The White House said Obama in the phone conversation thanked Medvedev for Russia's leadership in developing the International Atomic Energy Agency's proposal responding to Iran's request for fuel for its research reactor. The plan calls for low-enriched uranium produced in Iran to be sent abroad for further enrichment and then returned for use in medical research and treatment.

"President Obama and President Medvedev affirmed their full support for this agreement and discussed the importance of all parties accepting the proposal so that implementation can begin as soon as possible," the White House said.

According to the plan, Iran will send its low-enriched uranium to Russia. Russia will then further enrich it, but keep it below weapons-grade, and send it to France. France will prepare the uranium for use in nuclear reactors by fabricating it into metal rods and send them to Iran, which will then use the rods in its nuclear reactors.

Obama also spoke by phone to French President Nicolas Sarkozy and thanked him for France's close cooperation in helping shape the Iranian research reactor agreement.
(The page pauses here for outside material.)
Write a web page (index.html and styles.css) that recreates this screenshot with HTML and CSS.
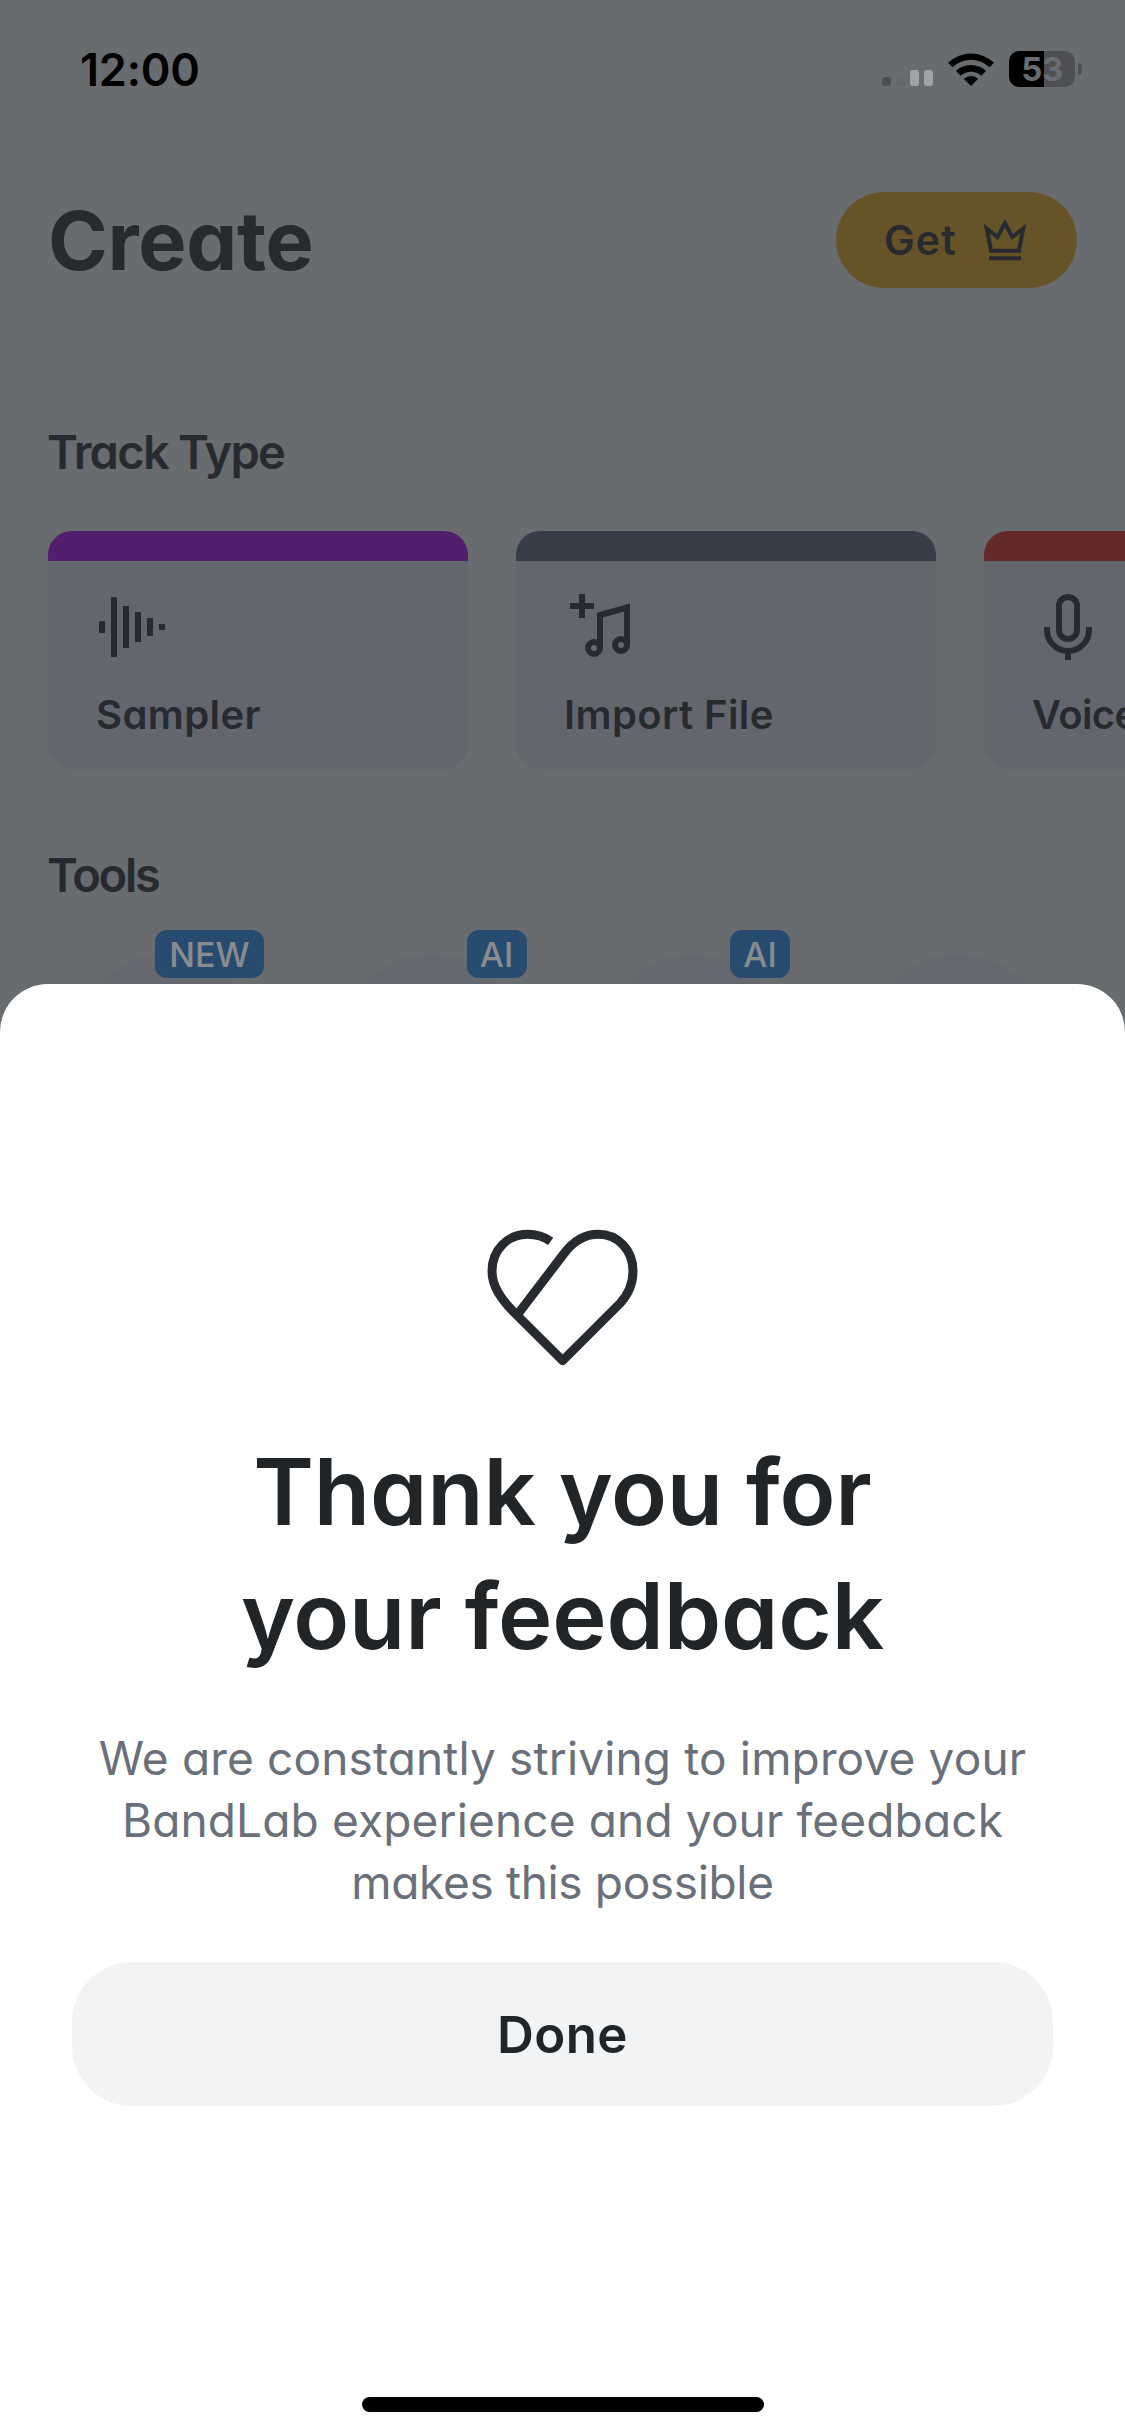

Delegations from Iran, France, Russia, the United States and the IAEA -- the United Nations' nuclear watchdog agency -- met in Vienna last week to work out details of the tentative deal reached in early October. France, Russia and the United States indicated their approval of the arrangement.

Iran says it needs more time to decide whether to sign onto a deal that could help end the international showdown over its nuclear activities.

Meanwhile, the Kremlin on Saturday said Obama and Medvedev were also pleased with "the intensive dialogue" by their respective delegations in Geneva to come up with a new treaty on nuclear arms reduction. Russia and the United States are seeking to replace the 1991 Strategic Arms Reduction Treaty (START), which expires December 5.

In July, Medvedev and Obama signed a deal on parameters for negotiations to replace the treaty, with the goal of reducing nuclear weapons. Under that agreement, Russia and the United States will reduce their strategic warheads to a range of 1,500 to 1,675, and their strategic delivery vehicles to a range of 500 to 1,100.

The new numbers would be a reduction from the expiring Start treaty, which allowed 2,200 warheads and 1,600 launch vehicles.